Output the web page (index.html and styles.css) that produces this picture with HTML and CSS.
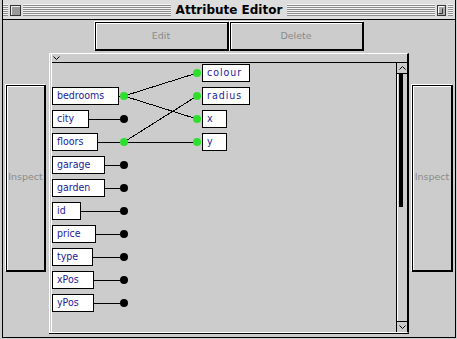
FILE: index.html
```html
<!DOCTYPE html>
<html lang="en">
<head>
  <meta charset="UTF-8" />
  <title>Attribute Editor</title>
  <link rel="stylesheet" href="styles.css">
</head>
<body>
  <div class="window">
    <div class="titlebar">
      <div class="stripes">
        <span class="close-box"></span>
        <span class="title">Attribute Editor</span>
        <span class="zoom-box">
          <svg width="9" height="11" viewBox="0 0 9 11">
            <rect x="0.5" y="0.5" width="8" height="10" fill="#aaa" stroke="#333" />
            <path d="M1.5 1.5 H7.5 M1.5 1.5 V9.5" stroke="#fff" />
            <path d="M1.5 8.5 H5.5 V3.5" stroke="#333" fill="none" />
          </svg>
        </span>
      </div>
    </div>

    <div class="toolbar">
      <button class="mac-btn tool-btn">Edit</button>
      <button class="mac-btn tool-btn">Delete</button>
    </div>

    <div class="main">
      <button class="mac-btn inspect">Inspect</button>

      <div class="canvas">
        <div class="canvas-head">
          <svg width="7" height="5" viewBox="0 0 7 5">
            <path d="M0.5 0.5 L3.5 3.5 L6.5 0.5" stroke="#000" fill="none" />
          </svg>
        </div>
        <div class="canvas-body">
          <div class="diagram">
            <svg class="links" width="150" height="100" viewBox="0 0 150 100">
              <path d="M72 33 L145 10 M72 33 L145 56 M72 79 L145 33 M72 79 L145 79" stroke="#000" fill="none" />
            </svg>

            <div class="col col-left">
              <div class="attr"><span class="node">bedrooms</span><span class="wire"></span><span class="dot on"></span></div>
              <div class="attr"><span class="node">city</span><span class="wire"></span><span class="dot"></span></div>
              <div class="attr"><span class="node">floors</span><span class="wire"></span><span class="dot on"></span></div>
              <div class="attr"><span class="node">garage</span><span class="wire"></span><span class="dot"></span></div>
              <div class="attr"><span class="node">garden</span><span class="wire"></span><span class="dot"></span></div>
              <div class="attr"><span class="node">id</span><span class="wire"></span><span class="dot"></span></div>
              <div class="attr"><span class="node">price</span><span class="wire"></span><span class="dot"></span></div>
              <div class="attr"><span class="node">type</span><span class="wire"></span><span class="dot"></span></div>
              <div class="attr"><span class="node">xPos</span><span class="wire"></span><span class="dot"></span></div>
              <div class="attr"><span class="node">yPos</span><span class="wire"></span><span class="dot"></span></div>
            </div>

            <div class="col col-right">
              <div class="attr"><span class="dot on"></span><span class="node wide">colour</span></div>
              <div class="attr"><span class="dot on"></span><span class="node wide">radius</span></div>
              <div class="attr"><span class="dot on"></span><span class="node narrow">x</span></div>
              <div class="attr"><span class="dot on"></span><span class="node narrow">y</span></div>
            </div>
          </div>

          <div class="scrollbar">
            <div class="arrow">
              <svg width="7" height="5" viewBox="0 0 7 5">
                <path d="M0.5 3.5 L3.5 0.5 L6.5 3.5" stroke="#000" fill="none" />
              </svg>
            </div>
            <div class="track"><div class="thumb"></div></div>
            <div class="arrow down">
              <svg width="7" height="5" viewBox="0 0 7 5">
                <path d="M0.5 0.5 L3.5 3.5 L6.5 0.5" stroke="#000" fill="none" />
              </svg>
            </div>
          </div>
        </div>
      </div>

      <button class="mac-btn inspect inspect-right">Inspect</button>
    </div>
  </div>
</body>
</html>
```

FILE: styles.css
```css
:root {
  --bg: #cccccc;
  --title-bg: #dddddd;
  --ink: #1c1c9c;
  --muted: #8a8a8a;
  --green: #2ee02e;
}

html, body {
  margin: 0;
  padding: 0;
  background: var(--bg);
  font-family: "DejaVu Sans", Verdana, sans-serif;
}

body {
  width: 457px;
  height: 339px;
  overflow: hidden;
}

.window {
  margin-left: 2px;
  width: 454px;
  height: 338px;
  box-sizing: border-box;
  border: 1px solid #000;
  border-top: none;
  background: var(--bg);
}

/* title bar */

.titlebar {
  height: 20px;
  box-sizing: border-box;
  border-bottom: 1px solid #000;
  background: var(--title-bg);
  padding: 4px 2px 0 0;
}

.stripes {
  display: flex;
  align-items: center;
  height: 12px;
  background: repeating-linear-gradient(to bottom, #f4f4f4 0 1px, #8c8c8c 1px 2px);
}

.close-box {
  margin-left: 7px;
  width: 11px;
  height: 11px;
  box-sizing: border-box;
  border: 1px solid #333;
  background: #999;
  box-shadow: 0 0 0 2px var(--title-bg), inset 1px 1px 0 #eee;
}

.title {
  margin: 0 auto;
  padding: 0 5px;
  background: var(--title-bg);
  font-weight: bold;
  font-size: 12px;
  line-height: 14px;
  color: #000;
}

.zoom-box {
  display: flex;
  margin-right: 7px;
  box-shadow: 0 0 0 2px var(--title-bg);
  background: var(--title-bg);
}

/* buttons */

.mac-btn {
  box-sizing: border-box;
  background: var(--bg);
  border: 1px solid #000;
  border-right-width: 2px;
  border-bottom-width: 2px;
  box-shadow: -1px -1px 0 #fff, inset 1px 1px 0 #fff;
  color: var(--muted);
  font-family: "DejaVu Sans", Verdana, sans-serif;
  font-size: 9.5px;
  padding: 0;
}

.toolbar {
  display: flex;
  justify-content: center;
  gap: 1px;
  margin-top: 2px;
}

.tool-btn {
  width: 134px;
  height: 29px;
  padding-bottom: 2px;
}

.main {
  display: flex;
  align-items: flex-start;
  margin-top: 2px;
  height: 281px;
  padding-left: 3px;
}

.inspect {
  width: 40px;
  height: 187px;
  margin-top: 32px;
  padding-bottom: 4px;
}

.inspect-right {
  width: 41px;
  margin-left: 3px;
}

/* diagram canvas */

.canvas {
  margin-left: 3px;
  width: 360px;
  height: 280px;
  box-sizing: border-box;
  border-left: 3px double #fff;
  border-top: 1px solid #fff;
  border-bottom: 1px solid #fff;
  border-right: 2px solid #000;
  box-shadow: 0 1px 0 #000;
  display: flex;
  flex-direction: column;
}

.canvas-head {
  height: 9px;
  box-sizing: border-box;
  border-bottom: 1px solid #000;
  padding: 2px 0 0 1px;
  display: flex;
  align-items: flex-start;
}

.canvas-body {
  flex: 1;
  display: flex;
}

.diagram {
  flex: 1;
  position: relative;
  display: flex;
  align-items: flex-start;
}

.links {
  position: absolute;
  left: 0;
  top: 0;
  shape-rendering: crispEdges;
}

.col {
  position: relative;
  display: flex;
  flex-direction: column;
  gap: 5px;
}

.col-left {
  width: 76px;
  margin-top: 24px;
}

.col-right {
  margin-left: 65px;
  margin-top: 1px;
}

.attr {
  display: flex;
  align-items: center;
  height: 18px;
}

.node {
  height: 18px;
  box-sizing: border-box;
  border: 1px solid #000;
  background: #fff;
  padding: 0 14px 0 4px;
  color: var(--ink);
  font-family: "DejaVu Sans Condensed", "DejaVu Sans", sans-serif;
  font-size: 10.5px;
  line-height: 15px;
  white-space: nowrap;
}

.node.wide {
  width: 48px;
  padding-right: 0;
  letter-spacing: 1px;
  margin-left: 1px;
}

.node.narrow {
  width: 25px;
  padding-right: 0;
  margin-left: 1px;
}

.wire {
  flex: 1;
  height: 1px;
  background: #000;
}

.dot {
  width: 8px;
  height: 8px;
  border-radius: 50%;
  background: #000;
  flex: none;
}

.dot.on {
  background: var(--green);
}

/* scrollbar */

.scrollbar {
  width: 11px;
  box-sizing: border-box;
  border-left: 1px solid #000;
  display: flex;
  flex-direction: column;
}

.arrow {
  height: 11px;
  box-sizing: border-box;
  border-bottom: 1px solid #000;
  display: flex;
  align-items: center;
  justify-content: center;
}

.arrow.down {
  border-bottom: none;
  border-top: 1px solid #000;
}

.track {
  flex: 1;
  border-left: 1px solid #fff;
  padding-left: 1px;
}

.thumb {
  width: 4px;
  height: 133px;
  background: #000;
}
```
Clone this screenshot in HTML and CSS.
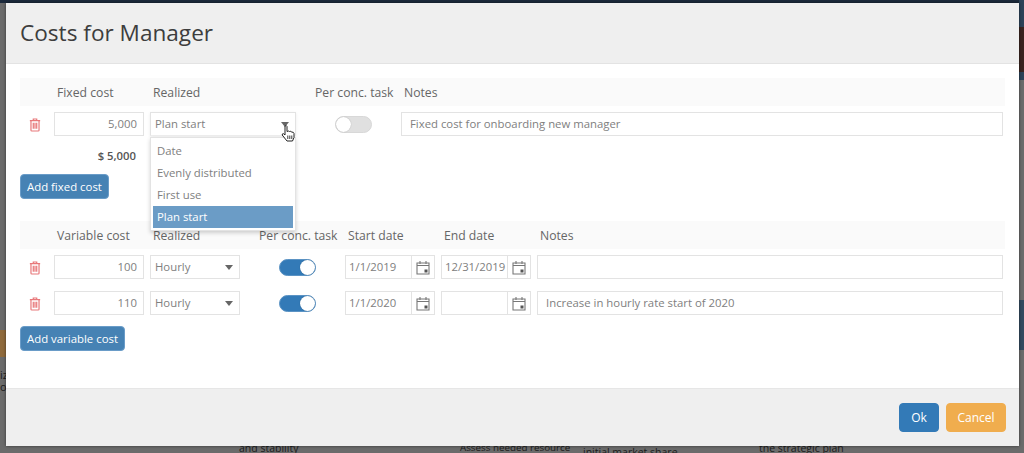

····················

Written request —
How many lines in the records above contain the word "index"? Reply with the number and nothing more.

Problem solution —
2